In the listing below, count each line containing "index" and answer with the count only.

Begin

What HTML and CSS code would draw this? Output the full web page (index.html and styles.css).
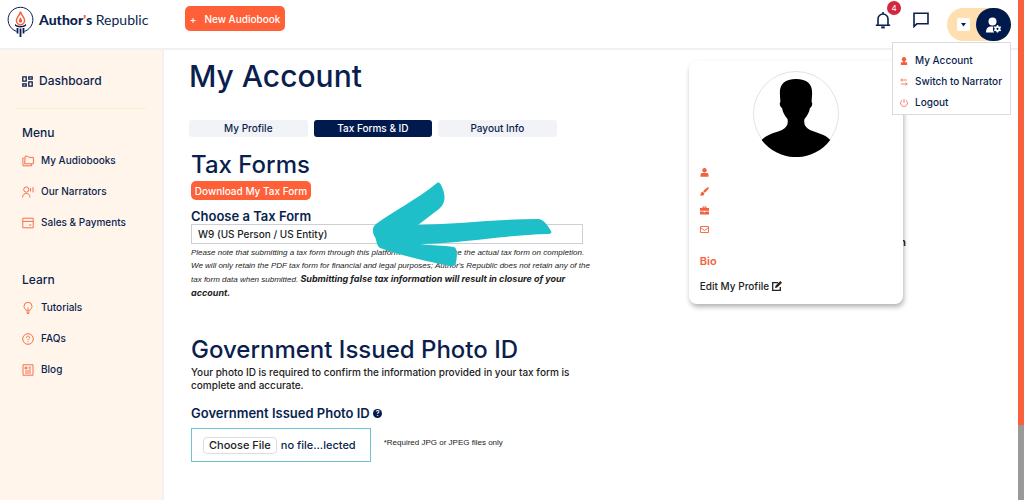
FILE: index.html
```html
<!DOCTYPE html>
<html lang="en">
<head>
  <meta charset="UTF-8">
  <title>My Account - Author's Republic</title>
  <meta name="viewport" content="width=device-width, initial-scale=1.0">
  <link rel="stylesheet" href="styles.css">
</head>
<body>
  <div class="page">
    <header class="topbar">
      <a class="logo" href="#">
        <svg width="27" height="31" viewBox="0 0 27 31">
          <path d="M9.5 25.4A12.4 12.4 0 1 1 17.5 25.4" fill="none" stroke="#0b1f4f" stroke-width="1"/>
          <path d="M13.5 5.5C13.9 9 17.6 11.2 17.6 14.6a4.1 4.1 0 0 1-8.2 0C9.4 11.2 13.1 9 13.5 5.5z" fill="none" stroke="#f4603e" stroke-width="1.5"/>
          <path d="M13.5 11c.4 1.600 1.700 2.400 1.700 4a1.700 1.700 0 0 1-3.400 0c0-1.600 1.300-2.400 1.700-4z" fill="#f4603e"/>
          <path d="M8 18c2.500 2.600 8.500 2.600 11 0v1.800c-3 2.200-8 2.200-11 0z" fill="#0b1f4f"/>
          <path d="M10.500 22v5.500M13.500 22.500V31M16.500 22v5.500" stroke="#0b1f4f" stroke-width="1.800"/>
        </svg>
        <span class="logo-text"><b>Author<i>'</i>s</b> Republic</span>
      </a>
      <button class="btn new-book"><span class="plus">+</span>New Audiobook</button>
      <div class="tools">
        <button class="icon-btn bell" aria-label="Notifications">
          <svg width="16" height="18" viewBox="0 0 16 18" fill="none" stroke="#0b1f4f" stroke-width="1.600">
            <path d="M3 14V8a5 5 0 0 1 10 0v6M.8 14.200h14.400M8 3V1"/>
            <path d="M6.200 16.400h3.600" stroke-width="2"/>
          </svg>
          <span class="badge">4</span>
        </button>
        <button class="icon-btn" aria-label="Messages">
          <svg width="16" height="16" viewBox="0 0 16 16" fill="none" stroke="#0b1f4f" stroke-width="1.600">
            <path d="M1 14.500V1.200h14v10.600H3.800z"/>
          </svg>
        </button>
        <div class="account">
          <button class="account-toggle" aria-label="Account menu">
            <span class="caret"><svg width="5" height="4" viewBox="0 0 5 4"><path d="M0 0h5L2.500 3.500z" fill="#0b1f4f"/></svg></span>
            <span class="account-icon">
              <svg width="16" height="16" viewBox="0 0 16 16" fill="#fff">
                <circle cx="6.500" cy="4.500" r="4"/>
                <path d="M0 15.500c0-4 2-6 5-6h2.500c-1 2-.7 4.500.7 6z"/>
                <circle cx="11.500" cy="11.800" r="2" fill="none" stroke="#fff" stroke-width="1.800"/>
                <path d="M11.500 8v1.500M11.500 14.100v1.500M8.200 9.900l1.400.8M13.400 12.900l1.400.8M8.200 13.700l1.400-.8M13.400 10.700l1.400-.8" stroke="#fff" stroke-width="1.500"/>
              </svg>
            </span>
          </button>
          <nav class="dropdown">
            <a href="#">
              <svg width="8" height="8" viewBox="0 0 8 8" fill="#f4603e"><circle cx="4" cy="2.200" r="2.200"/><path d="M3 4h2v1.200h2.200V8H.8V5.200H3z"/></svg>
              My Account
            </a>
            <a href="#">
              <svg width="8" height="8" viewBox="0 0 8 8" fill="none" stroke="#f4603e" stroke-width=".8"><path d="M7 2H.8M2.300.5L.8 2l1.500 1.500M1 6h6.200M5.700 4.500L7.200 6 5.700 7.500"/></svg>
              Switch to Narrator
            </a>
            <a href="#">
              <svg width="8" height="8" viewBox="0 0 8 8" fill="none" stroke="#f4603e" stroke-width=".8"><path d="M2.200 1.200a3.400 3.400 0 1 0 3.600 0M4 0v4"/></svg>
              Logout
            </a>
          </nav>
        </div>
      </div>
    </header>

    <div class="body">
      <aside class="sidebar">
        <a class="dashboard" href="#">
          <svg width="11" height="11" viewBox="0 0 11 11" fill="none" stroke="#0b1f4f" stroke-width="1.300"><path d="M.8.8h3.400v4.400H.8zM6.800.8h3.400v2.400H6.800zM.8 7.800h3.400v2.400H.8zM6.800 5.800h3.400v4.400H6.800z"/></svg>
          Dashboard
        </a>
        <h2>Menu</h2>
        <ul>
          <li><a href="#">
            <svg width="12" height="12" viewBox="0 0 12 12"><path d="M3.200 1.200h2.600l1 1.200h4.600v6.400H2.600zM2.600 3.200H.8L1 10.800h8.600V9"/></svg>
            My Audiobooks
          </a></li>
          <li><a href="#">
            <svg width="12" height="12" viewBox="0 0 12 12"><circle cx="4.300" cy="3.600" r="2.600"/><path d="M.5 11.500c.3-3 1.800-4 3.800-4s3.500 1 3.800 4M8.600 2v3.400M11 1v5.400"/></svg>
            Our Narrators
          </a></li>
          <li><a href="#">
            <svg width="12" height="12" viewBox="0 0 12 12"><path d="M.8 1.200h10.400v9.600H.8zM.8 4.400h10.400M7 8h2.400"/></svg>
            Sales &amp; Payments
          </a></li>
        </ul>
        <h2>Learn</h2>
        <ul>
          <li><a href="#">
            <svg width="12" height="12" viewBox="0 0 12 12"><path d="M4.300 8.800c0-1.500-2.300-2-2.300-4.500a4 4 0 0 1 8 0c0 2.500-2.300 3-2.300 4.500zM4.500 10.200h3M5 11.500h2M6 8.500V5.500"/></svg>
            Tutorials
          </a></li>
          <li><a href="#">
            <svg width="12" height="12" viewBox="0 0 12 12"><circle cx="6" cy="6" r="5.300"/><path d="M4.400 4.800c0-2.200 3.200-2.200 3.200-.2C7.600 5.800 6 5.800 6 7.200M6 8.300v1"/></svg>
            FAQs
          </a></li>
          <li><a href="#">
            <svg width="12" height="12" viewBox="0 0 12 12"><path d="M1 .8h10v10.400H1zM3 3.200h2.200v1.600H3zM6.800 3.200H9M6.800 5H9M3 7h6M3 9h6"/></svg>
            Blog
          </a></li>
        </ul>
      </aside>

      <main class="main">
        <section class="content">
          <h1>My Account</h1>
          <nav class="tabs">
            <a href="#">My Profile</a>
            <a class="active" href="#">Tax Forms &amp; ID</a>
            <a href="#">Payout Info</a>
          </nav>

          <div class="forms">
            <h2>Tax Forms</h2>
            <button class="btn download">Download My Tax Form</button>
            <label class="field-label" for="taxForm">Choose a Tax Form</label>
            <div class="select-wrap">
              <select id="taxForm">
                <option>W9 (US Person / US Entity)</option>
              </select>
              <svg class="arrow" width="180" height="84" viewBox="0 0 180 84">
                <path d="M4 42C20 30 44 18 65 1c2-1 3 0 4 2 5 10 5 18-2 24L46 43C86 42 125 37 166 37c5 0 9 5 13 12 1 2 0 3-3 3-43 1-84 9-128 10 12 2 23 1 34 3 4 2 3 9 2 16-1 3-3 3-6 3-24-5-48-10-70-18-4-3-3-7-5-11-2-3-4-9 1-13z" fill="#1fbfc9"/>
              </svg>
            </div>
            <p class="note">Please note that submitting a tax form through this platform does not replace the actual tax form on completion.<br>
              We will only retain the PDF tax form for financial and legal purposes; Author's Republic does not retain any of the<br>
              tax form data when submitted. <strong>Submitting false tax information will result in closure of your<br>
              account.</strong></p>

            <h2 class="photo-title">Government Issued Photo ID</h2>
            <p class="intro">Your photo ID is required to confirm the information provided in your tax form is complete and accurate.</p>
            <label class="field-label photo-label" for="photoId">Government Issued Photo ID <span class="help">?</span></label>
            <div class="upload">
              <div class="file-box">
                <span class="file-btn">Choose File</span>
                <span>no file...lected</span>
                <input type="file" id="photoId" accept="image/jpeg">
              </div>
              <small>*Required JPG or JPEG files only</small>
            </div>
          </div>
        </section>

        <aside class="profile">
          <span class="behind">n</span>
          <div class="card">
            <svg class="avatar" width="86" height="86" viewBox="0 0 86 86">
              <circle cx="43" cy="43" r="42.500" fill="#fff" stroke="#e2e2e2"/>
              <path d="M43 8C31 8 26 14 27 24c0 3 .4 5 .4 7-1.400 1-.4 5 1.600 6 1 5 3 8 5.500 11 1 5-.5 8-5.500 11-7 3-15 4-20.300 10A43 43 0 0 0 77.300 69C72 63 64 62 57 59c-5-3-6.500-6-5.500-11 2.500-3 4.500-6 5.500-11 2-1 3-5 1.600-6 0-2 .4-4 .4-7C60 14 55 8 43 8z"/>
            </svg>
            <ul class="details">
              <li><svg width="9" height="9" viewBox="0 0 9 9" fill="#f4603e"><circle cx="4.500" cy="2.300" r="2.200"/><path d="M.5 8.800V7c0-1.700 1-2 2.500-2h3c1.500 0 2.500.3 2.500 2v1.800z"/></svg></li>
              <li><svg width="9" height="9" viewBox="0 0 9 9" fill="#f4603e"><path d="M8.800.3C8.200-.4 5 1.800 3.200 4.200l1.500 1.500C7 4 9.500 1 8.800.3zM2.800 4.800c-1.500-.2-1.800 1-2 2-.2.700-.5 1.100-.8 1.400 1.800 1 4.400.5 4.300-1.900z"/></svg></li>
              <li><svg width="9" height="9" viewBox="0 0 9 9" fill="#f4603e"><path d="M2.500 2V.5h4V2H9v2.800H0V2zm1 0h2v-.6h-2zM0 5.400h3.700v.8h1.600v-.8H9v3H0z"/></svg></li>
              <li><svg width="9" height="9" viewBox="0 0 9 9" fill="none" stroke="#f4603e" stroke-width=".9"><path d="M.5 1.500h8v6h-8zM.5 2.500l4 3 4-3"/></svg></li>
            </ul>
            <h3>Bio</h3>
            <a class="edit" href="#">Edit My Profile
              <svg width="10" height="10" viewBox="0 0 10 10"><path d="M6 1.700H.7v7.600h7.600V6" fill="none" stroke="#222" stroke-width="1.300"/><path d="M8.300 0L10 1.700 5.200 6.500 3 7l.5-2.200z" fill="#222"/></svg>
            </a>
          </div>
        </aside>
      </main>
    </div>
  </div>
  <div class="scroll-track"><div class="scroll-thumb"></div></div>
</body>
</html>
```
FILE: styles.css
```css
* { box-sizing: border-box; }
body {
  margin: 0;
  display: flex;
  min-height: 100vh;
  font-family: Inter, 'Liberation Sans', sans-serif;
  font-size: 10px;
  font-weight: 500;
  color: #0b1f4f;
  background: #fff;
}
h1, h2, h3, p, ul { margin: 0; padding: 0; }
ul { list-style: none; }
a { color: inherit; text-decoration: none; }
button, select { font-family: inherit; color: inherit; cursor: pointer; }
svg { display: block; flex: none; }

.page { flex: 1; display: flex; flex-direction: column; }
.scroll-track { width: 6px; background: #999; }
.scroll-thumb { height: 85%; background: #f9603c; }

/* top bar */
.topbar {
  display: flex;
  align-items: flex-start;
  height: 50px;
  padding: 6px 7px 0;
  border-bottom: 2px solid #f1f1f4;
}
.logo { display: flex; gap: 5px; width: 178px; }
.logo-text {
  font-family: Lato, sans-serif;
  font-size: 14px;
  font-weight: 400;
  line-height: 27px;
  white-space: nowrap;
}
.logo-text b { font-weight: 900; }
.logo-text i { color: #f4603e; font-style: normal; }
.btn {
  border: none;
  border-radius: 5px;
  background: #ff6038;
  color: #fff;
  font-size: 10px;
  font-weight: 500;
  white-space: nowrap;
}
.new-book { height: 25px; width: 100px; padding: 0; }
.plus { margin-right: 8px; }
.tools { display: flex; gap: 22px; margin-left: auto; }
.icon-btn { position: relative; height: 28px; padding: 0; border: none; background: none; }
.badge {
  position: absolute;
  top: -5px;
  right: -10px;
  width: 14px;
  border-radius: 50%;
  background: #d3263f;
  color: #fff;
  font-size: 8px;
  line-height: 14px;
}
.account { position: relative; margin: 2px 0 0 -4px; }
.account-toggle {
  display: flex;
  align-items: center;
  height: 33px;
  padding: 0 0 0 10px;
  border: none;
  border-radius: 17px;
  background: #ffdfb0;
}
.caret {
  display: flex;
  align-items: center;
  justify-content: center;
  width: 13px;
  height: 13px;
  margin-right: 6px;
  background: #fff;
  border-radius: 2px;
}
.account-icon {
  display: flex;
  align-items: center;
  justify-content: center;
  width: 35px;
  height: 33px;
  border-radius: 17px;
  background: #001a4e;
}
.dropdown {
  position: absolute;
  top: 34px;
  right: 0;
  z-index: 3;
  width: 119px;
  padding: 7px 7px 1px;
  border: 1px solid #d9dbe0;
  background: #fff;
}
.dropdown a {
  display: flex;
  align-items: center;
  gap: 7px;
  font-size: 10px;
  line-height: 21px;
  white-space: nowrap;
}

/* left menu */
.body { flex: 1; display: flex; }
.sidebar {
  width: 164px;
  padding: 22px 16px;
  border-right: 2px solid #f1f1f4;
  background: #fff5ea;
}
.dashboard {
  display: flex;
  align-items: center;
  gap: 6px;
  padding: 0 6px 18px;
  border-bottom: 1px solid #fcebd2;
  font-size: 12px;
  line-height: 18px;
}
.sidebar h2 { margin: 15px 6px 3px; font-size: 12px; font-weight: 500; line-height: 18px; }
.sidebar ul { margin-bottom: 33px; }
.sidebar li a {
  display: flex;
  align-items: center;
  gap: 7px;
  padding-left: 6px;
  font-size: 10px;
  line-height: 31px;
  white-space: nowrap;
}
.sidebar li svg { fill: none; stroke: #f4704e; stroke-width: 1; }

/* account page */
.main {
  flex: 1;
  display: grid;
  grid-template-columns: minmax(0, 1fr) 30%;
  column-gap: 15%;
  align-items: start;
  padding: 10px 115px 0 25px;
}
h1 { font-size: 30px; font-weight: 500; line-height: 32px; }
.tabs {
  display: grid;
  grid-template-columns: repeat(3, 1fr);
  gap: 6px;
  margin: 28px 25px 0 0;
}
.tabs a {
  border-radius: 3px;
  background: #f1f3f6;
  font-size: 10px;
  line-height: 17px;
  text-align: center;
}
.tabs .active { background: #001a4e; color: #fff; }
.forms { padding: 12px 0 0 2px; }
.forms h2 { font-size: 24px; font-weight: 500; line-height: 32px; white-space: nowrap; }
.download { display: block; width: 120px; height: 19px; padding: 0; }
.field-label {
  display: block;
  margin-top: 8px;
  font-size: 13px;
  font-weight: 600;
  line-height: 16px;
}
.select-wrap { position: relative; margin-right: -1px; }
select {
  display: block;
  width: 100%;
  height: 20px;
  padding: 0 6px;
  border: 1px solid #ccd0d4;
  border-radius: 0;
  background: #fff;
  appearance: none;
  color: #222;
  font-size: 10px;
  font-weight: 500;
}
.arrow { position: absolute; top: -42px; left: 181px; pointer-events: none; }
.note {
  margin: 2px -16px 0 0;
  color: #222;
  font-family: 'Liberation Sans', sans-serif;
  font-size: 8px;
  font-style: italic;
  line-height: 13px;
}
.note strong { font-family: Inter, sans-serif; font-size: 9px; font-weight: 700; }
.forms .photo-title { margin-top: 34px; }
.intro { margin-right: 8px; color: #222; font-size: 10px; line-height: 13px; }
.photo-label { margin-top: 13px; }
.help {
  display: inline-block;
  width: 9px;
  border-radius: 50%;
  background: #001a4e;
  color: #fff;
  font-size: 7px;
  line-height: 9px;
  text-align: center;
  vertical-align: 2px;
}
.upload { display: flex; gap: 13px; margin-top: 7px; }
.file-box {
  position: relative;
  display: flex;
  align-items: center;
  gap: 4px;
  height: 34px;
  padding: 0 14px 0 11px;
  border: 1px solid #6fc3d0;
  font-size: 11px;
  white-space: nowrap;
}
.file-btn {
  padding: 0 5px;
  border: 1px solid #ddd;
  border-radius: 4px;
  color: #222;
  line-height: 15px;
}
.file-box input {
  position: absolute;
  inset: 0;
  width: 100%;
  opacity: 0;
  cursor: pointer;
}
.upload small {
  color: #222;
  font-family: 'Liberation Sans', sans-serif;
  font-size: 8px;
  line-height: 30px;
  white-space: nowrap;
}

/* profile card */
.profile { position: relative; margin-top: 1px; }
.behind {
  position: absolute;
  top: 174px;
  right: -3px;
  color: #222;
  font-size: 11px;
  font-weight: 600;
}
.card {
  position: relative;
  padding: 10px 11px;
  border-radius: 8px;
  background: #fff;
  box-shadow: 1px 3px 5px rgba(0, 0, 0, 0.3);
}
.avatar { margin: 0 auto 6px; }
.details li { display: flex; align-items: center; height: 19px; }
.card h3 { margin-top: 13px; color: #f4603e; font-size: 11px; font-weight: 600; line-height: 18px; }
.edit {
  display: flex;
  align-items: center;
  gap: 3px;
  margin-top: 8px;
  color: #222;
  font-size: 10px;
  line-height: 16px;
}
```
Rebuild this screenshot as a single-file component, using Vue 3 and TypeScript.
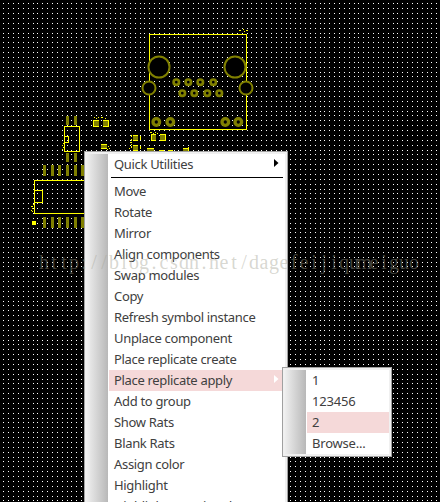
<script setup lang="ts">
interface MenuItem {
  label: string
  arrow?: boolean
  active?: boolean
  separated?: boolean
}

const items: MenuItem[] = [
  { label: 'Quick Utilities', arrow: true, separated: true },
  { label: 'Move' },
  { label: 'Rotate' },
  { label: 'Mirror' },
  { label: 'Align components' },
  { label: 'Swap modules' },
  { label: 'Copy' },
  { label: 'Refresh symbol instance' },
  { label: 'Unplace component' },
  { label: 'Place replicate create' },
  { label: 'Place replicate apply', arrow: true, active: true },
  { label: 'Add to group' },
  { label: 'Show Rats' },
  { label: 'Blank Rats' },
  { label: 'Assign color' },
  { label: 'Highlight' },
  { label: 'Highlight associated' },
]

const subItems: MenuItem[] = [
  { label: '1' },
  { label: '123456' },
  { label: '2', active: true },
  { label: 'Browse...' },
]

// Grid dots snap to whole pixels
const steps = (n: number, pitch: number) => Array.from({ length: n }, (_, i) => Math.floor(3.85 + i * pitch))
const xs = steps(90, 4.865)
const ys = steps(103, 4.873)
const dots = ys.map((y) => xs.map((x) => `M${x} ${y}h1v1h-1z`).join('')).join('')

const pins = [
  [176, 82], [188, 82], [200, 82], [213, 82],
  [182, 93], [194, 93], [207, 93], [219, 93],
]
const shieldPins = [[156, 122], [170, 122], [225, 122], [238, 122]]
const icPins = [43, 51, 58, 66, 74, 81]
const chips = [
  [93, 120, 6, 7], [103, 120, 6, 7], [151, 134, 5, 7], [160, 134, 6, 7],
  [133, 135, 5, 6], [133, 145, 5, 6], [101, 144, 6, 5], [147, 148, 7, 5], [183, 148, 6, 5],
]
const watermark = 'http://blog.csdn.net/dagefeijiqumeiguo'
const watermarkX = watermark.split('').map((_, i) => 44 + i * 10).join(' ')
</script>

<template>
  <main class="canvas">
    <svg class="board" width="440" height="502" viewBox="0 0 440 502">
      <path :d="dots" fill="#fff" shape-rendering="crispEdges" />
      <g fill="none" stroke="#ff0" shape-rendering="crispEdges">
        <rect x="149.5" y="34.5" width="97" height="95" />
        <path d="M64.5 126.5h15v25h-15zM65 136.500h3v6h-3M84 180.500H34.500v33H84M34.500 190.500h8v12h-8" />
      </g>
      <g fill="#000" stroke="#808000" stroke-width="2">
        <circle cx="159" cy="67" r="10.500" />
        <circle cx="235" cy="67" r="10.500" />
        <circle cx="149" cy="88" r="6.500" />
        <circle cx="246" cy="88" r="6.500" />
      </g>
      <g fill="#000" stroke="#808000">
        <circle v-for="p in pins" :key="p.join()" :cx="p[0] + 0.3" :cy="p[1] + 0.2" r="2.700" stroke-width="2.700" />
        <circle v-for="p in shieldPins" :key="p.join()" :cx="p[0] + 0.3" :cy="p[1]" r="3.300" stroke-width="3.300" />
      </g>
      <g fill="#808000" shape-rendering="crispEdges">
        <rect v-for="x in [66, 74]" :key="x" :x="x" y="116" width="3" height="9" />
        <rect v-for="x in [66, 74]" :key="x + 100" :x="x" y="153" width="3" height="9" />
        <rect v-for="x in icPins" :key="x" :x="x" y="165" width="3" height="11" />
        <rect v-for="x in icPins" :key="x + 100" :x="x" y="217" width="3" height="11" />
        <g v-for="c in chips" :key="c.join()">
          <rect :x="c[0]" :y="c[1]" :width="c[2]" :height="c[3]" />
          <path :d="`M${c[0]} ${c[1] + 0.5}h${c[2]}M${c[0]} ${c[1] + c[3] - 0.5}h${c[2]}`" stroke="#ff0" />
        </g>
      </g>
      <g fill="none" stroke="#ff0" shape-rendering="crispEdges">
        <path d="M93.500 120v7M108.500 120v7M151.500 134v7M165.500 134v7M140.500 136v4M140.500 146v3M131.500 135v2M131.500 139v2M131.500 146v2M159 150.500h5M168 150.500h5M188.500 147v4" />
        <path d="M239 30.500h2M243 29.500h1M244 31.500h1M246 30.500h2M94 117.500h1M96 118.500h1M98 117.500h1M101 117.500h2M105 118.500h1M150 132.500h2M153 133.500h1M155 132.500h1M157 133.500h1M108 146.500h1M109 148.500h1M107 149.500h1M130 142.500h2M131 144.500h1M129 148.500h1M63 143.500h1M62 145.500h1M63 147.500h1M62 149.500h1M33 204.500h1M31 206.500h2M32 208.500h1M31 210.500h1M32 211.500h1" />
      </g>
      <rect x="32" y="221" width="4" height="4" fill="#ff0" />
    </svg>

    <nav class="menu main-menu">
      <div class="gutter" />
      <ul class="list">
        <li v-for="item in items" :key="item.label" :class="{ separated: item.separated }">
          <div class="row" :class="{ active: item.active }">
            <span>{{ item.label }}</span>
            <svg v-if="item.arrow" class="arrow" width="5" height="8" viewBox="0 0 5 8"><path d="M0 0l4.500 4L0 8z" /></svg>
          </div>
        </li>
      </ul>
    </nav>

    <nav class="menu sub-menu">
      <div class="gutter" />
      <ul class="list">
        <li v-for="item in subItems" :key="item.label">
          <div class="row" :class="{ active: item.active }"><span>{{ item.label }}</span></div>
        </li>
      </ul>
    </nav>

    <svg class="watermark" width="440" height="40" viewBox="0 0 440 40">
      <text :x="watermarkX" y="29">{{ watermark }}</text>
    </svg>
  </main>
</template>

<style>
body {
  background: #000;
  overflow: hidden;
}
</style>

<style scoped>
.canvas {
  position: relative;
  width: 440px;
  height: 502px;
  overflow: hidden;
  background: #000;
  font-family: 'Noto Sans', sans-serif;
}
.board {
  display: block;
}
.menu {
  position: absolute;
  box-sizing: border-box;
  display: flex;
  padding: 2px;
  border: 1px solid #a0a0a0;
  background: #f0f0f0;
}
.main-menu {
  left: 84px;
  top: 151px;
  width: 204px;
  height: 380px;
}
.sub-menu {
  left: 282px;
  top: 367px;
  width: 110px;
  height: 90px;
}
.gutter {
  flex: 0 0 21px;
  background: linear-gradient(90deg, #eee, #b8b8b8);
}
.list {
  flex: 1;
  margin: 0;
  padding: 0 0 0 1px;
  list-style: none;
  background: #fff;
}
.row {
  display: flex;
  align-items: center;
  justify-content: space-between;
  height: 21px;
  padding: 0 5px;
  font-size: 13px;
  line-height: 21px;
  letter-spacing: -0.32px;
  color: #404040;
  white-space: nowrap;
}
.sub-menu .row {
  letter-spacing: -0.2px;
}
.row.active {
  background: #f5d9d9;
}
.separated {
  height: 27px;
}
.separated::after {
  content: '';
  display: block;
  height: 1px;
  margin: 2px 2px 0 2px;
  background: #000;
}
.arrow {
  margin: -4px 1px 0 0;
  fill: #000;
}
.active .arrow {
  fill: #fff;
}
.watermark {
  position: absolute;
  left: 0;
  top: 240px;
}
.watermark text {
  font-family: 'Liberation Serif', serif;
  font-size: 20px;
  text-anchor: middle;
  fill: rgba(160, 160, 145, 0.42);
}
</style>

End

*Written answer*: 3